Wednesday, November 24, 2010

Yeni fotomanipülasyon, Tuhaf huylar mimi

Geçen hafta yeni bir fotomanipülasyon (artık fotomanip diyeceğim kısaca) üzerinde çalıştığımı söylemiştim ya, onu şimdi yayınladım. Yapacağım şey aslında iki fotomanipten oluşan tek bir çalışmaydı; resmin üst tarafı bir fotomanip, alttaki de ayrı bir tane olacaktı. Bu gördüğünüz altta olması gereken.

Sonra bu çalışmaya devam etmem anlamsız kaldı. Bu yüzden bu haliyle yayınlamaya karar verdim.

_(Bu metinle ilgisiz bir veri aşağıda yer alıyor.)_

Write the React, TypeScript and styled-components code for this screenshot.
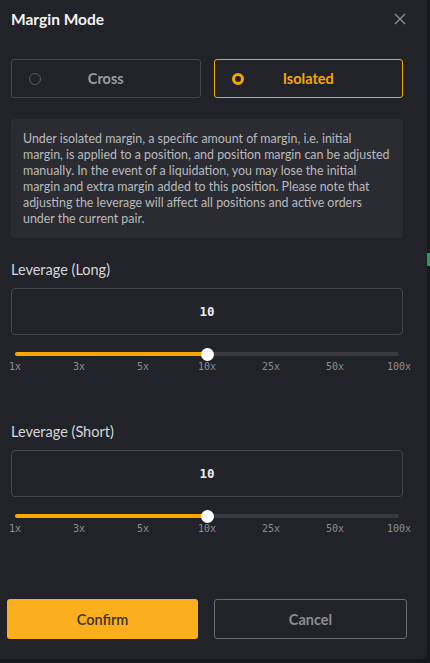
import styled, { createGlobalStyle } from "styled-components";
import { useState } from "react";

const GlobalStyle = createGlobalStyle`
  html, body {
    margin: 0;
    padding: 0;
    background: #17181b;
    font-family: Lato, "Open Sans", sans-serif;
  }
`;

const TICKS = ["1x", "3x", "5x", "10x", "25x", "50x", "100x"];

const INFO_LINES = [
  "Under isolated margin, a specific amount of margin, i.e. initial",
  "margin, is applied to a position, and position margin can be adjusted",
  "manually. In the event of a liquidation, you may lose the initial",
  "margin and extra margin added to this position. Please note that",
  "adjusting the leverage will affect all positions and active orders",
  "under the current pair.",
];

const Leverage = ({ label, value }: { label: string; value: number }) => {
  const [v] = useState(value);
  return (
    <LeverageBlock>
      <FieldLabel>{label}</FieldLabel>
      <ValueBox>{v}</ValueBox>
      <SliderWrap>
        <Track>
          <Fill style={{ width: "50%" }} />
          <Thumb style={{ left: "50%" }} />
        </Track>
      </SliderWrap>
      <Ticks>
        {TICKS.map((t) => (
          <Tick key={t}>
            <span>{t}</span>
          </Tick>
        ))}
      </Ticks>
    </LeverageBlock>
  );
};

export default function App() {
  const [mode, setMode] = useState("isolated");
  return (
    <>
      <GlobalStyle />
      <Page>
        <Modal>
          <Header>
            <Title>Margin Mode</Title>
            <Close>
              <svg width="12" height="12" viewBox="0 0 12 12">
                <path d="M1 1L11 11M11 1L1 11" stroke="#8a8b90" strokeWidth="1.4" />
              </svg>
            </Close>
          </Header>
          <Options>
            <Option $active={mode === "cross"} onClick={() => setMode("cross")}>
              <Radio $active={mode === "cross"} />
              Cross
            </Option>
            <Option $active={mode === "isolated"} onClick={() => setMode("isolated")}>
              <Radio $active={mode === "isolated"} />
              Isolated
            </Option>
          </Options>
          <Info>
            {INFO_LINES.map((l) => (
              <InfoLine key={l}>{l}</InfoLine>
            ))}
          </Info>
          <Leverage label="Leverage (Long)" value={10} />
          <Leverage label="Leverage (Short)" value={10} />
          <Footer>
            <ConfirmBtn>Confirm</ConfirmBtn>
            <CancelBtn>Cancel</CancelBtn>
          </Footer>
        </Modal>
        <Side>
          <SideMark />
        </Side>
      </Page>
    </>
  );
}

const Page = styled.div`
  display: flex;
  width: 430px;
  height: 663px;
`;

const Modal = styled.div`
  width: 427px;
  height: 659px;
  background: #222328;
  border-radius: 0 0 5px 0;
  display: flex;
  flex-direction: column;
  padding: 0 24px 0 11px;
  box-sizing: border-box;
`;

const Side = styled.div`
  flex: 1;
  background: #18191c;
  padding-top: 253px;
`;

const SideMark = styled.div`
  height: 13px;
  background: #1f9d60;
`;

const Header = styled.div`
  height: 38px;
  display: flex;
  align-items: center;
  justify-content: space-between;
`;

const Title = styled.div`
  color: #f2f2f4;
  font-size: 15.5px;
  font-weight: 700;
`;

const Close = styled.div`
  display: flex;
  margin-right: -3px;
  cursor: pointer;
`;

const Options = styled.div`
  margin-top: 21px;
  display: grid;
  grid-template-columns: 1fr 1fr;
  gap: 13px;
`;

const Option = styled.div<{ $active: boolean }>`
  position: relative;
  height: 39px;
  box-sizing: border-box;
  border: 1px solid ${(p) => (p.$active ? "#f7a600" : "#46474c")};
  border-radius: 3px;
  display: flex;
  align-items: center;
  justify-content: center;
  font-size: 14.5px;
  font-weight: 700;
  color: ${(p) => (p.$active ? "#f7a600" : "#9a9ba0")};
  cursor: pointer;
`;

const Radio = styled.span<{ $active: boolean }>`
  position: absolute;
  left: 17px;
  top: 50%;
  margin-top: -6px;
  width: 12px;
  height: 12px;
  box-sizing: border-box;
  border-radius: 50%;
  border: ${(p) => (p.$active ? "3.5px solid #f7a600" : "1px solid #5a5b60")};
  background: ${(p) => (p.$active ? "#222328" : "transparent")};
`;

const Info = styled.div`
  margin-top: 21px;
  height: 119px;
  box-sizing: border-box;
  background: #2b2c31;
  border-radius: 4px;
  padding: 12px 12px;
  color: #b9babe;
  font-size: 12.4px;
  line-height: 16px;
`;

const InfoLine = styled.div`
  white-space: nowrap;
`;

const LeverageBlock = styled.div`
  display: flex;
  flex-direction: column;
  margin-top: 23px;
  & + & {
    margin-top: 50px;
  }
`;

const FieldLabel = styled.div`
  color: #d6d6da;
  font-size: 14.5px;
  line-height: 18px;
`;

const ValueBox = styled.div`
  margin-top: 9px;
  height: 47px;
  box-sizing: border-box;
  border: 1px solid #46474c;
  border-radius: 4px;
  display: flex;
  align-items: center;
  justify-content: center;
  color: #ececef;
  font-family: "DejaVu Sans Mono", "Liberation Mono", monospace;
  font-size: 12.5px;
  font-weight: 700;
`;

const SliderWrap = styled.div`
  margin: 13px 4px 0;
  height: 12px;
  display: flex;
  align-items: center;
`;

const Track = styled.div`
  position: relative;
  flex: 1;
  height: 4px;
  border-radius: 2px;
  background: #3a3b41;
`;

const Fill = styled.div`
  height: 100%;
  border-radius: 2px;
  background: #f7a600;
`;

const Thumb = styled.div`
  position: absolute;
  top: 50%;
  width: 13px;
  height: 13px;
  margin: -6.5px 0 0 -6px;
  border-radius: 50%;
  background: #ffffff;
`;

const Ticks = styled.div`
  margin: 1px 4px 0;
  display: flex;
  justify-content: space-between;
  height: 12px;
`;

const Tick = styled.div`
  width: 0;
  display: flex;
  justify-content: center;
  span {
    color: #8c8d92;
    font-family: "DejaVu Sans Mono", "Liberation Mono", monospace;
    font-size: 10px;
    line-height: 12px;
    white-space: nowrap;
  }
`;

const Footer = styled.div`
  margin-top: 64px;
  margin-left: -4px;
  margin-right: -4px;
  display: grid;
  grid-template-columns: 191px 193px;
  justify-content: space-between;
`;

const ConfirmBtn = styled.button`
  height: 40px;
  border: none;
  border-radius: 3px;
  background: #fcaf1c;
  color: #3b3526;
  font-family: inherit;
  font-size: 14.5px;
  font-weight: 600;
  cursor: pointer;
`;

const CancelBtn = styled.button`
  height: 40px;
  border: 1px solid #6b6c71;
  border-radius: 3px;
  background: transparent;
  color: #8c8d92;
  font-family: inherit;
  font-size: 14.5px;
  font-weight: 700;
  cursor: pointer;
`;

Precious by =CoolBlue-Gord10 on deviantART

---

Bu sabah beni olduğum yere yıkan bir şeyi görmeden birkaç saat önce şu aşağıdaki yazıyı yazıyordum (ve üzgünüm, yazıya devam edemeyeceğim.) :


Geçen gün Sir Aenas tarafından mimlendim, "Garip alışkanlıklar mimi". Bir kısmını listeleyeyim:

1. Bazı nesneleri, cisimleri çok sevmek, sürekli onların fotoğrafını çekmek
Mesela salondaki avizeyi, kış temalı mavi kupamı, aslan figürlerimi (bir de evin bodrumunda duran, henüz hiç resmini çekmediğim pirinç, koca bir figür var, babama hediye gelmişti). Geçen gün annem bana bir bardağımın kırıldığını söylediğinde o kırılanın mavi kupam olduğunu zannedip korkmuştum, sıradan bir bardağın olduğunu öğrenince de rahatladım.

Kabileler halinde yaşayan insanlarla dalga geçerdim eskiden, "Hehehe, salaklar, cansız totemlere tapıyor!" diye, ama sonra onları anlamaya başladım; bazı nesnelere sahip olmaları gerektiğinden fazla anlam yükleyebiliyoruz. Ve belki kavramlara, bazı insanlara da.

2. Narsisizm
Bunu açıklamama gerek var mı? Yarı alakalı olarak, bazen kendimi aynadaki yansımama kilitlenmiş, düşüncelere dalmış bir şekilde buluyorum.

3. İyi bir dinleyici olmak
Aslında "fazla iyi" bir dinleyiciyim. Dikkatimi etrafımda bulunan, birbirleriyle konuşan insanların ne dediklerinden kendi işime taşımakta zorlanıyorum. Kalabalık FRP etkinliklerinde, partilerde filan bazen hiç tanımadığım insanların yanlarına gidip ne konuştuklarını dinliyorum, mesela Ankara'ya geliş maceralarını. Bazen çok önemli bilgileri yabancıların (veya tanıdıklarımın birbirleriyle) konuştuklarından öğreniyorum.

Birisi birisine benim yanıtını bildiğim bir soruyu sorduğunda ve cevap alamadığında (daha da kötüsü, yanlış cevabı aldığında) acı çekiyorum (mesela servis durağında birkaç kız kitaplar hakkında konuşuyordu, eğer bir forumda olsaydık onların konuştuklarına bir sayfalık bir yorum yazabilirdim). Kötü olan başka bir şey de, birisi bana seslendiği (ama adımla seslenmediği) zaman sanki onu duymamış gibi davranmış gibi görünebiliyorum, çünkü insanları duymuyormuşum gibi davranmaya çok alışkınım. Birisi çok komik bir espri yaptığı zaman güldüğümü belli etmemek de zor oluyor. Eğer hakkında konuştukları şey ben değilsem onların konuşmalarına asla dahil olmuyorum.

Öyle işte..

2 comments:

Unknown said...

İlk ikiye bir şey demiyeceğim Gord10 ama 3. sü için bence artık kendine vurduğun dizgini bırakmalısın.

Emin ol o kızlara kitap yorumlarını anlatacak seviyedesin insanları neden o yorumlardan mahkum ediyorsun?

O esprilere afedersin anıra anıra da gülebilirsin bu senin en doğal hakkın. Gülme tonundan şikayetçiysen Zerrin Özer'i sana örnek olarak gösterebilirim:)

Velhasıl kelam kendini tutma Gord10 bırak gitsin.:):):)

delusionmaker said...

Ben o kızların yerinde olsaydım seni bi' güzel döverdim.